— Exercise instructions —
Each line below should be reproduced without any alteration.

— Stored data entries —
------

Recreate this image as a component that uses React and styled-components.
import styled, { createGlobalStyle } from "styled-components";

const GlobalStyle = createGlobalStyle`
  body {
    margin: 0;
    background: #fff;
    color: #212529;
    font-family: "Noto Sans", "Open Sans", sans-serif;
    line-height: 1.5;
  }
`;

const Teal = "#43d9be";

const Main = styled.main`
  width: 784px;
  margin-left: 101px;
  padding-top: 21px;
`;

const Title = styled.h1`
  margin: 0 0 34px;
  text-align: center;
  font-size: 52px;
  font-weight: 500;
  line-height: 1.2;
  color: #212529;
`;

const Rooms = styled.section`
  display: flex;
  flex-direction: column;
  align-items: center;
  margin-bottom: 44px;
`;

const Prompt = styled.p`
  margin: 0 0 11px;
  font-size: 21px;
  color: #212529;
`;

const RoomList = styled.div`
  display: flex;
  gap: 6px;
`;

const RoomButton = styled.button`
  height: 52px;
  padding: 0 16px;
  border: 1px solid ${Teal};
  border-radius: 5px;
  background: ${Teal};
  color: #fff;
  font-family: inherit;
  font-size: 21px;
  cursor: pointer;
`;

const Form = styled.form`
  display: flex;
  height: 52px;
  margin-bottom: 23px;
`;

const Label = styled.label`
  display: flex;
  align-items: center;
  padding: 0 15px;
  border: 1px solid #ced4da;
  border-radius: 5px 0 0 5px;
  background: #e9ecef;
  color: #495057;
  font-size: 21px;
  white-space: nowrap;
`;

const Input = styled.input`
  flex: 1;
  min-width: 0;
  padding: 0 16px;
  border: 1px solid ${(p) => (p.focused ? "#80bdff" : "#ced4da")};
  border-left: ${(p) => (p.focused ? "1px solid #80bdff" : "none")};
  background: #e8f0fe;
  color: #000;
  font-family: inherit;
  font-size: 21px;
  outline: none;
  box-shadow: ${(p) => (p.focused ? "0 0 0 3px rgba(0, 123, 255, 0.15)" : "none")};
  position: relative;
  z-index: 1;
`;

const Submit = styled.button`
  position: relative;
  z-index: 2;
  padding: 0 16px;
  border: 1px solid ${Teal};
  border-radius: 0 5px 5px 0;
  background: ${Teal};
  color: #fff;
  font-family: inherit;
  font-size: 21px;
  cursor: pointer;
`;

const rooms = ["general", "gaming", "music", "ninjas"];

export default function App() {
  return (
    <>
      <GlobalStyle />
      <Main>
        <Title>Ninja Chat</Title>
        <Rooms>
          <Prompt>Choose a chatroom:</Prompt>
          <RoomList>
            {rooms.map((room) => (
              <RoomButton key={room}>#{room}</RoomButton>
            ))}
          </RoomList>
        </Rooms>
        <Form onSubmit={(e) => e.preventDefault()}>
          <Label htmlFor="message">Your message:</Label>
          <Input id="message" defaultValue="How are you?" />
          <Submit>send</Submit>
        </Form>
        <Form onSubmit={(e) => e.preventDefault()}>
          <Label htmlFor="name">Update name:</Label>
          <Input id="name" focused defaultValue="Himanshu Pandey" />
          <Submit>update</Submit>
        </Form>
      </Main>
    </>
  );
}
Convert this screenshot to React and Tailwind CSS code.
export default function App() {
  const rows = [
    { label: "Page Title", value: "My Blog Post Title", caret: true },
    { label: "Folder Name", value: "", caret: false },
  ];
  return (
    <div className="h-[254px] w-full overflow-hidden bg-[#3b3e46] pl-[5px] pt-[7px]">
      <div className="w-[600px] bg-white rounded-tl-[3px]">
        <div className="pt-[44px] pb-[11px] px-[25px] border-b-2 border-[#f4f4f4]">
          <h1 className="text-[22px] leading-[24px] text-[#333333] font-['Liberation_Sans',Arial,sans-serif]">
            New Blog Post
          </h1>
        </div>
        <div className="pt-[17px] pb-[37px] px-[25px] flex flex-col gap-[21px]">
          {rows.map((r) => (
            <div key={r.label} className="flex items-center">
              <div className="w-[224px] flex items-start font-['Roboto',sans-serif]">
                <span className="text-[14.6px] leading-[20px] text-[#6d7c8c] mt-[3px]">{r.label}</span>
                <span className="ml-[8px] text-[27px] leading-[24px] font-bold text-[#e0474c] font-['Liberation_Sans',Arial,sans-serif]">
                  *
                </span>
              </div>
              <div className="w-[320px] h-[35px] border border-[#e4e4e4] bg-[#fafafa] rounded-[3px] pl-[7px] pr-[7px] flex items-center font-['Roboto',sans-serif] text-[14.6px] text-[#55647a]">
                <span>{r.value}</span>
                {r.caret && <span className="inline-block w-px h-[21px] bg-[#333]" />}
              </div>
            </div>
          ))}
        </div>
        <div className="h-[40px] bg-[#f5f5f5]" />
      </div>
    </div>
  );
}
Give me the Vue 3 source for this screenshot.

------

— Response to the task —
Recreate this image as a component that uses React and styled-components.
import styled, { createGlobalStyle } from "styled-components";

const GlobalStyle = createGlobalStyle`
  body {
    margin: 0;
    background: #fff;
    color: #212529;
    font-family: "Noto Sans", "Open Sans", sans-serif;
    line-height: 1.5;
  }
`;

const Teal = "#43d9be";

const Main = styled.main`
  width: 784px;
  margin-left: 101px;
  padding-top: 21px;
`;

const Title = styled.h1`
  margin: 0 0 34px;
  text-align: center;
  font-size: 52px;
  font-weight: 500;
  line-height: 1.2;
  color: #212529;
`;

const Rooms = styled.section`
  display: flex;
  flex-direction: column;
  align-items: center;
  margin-bottom: 44px;
`;

const Prompt = styled.p`
  margin: 0 0 11px;
  font-size: 21px;
  color: #212529;
`;

const RoomList = styled.div`
  display: flex;
  gap: 6px;
`;

const RoomButton = styled.button`
  height: 52px;
  padding: 0 16px;
  border: 1px solid ${Teal};
  border-radius: 5px;
  background: ${Teal};
  color: #fff;
  font-family: inherit;
  font-size: 21px;
  cursor: pointer;
`;

const Form = styled.form`
  display: flex;
  height: 52px;
  margin-bottom: 23px;
`;

const Label = styled.label`
  display: flex;
  align-items: center;
  padding: 0 15px;
  border: 1px solid #ced4da;
  border-radius: 5px 0 0 5px;
  background: #e9ecef;
  color: #495057;
  font-size: 21px;
  white-space: nowrap;
`;

const Input = styled.input`
  flex: 1;
  min-width: 0;
  padding: 0 16px;
  border: 1px solid ${(p) => (p.focused ? "#80bdff" : "#ced4da")};
  border-left: ${(p) => (p.focused ? "1px solid #80bdff" : "none")};
  background: #e8f0fe;
  color: #000;
  font-family: inherit;
  font-size: 21px;
  outline: none;
  box-shadow: ${(p) => (p.focused ? "0 0 0 3px rgba(0, 123, 255, 0.15)" : "none")};
  position: relative;
  z-index: 1;
`;

const Submit = styled.button`
  position: relative;
  z-index: 2;
  padding: 0 16px;
  border: 1px solid ${Teal};
  border-radius: 0 5px 5px 0;
  background: ${Teal};
  color: #fff;
  font-family: inherit;
  font-size: 21px;
  cursor: pointer;
`;

const rooms = ["general", "gaming", "music", "ninjas"];

export default function App() {
  return (
    <>
      <GlobalStyle />
      <Main>
        <Title>Ninja Chat</Title>
        <Rooms>
          <Prompt>Choose a chatroom:</Prompt>
          <RoomList>
            {rooms.map((room) => (
              <RoomButton key={room}>#{room}</RoomButton>
            ))}
          </RoomList>
        </Rooms>
        <Form onSubmit={(e) => e.preventDefault()}>
          <Label htmlFor="message">Your message:</Label>
          <Input id="message" defaultValue="How are you?" />
          <Submit>send</Submit>
        </Form>
        <Form onSubmit={(e) => e.preventDefault()}>
          <Label htmlFor="name">Update name:</Label>
          <Input id="name" focused defaultValue="Himanshu Pandey" />
          <Submit>update</Submit>
        </Form>
      </Main>
    </>
  );
}
Convert this screenshot to React and Tailwind CSS code.
export default function App() {
  const rows = [
    { label: "Page Title", value: "My Blog Post Title", caret: true },
    { label: "Folder Name", value: "", caret: false },
  ];
  return (
    <div className="h-[254px] w-full overflow-hidden bg-[#3b3e46] pl-[5px] pt-[7px]">
      <div className="w-[600px] bg-white rounded-tl-[3px]">
        <div className="pt-[44px] pb-[11px] px-[25px] border-b-2 border-[#f4f4f4]">
          <h1 className="text-[22px] leading-[24px] text-[#333333] font-['Liberation_Sans',Arial,sans-serif]">
            New Blog Post
          </h1>
        </div>
        <div className="pt-[17px] pb-[37px] px-[25px] flex flex-col gap-[21px]">
          {rows.map((r) => (
            <div key={r.label} className="flex items-center">
              <div className="w-[224px] flex items-start font-['Roboto',sans-serif]">
                <span className="text-[14.6px] leading-[20px] text-[#6d7c8c] mt-[3px]">{r.label}</span>
                <span className="ml-[8px] text-[27px] leading-[24px] font-bold text-[#e0474c] font-['Liberation_Sans',Arial,sans-serif]">
                  *
                </span>
              </div>
              <div className="w-[320px] h-[35px] border border-[#e4e4e4] bg-[#fafafa] rounded-[3px] pl-[7px] pr-[7px] flex items-center font-['Roboto',sans-serif] text-[14.6px] text-[#55647a]">
                <span>{r.value}</span>
                {r.caret && <span className="inline-block w-px h-[21px] bg-[#333]" />}
              </div>
            </div>
          ))}
        </div>
        <div className="h-[40px] bg-[#f5f5f5]" />
      </div>
    </div>
  );
}
Give me the Vue 3 source for this screenshot.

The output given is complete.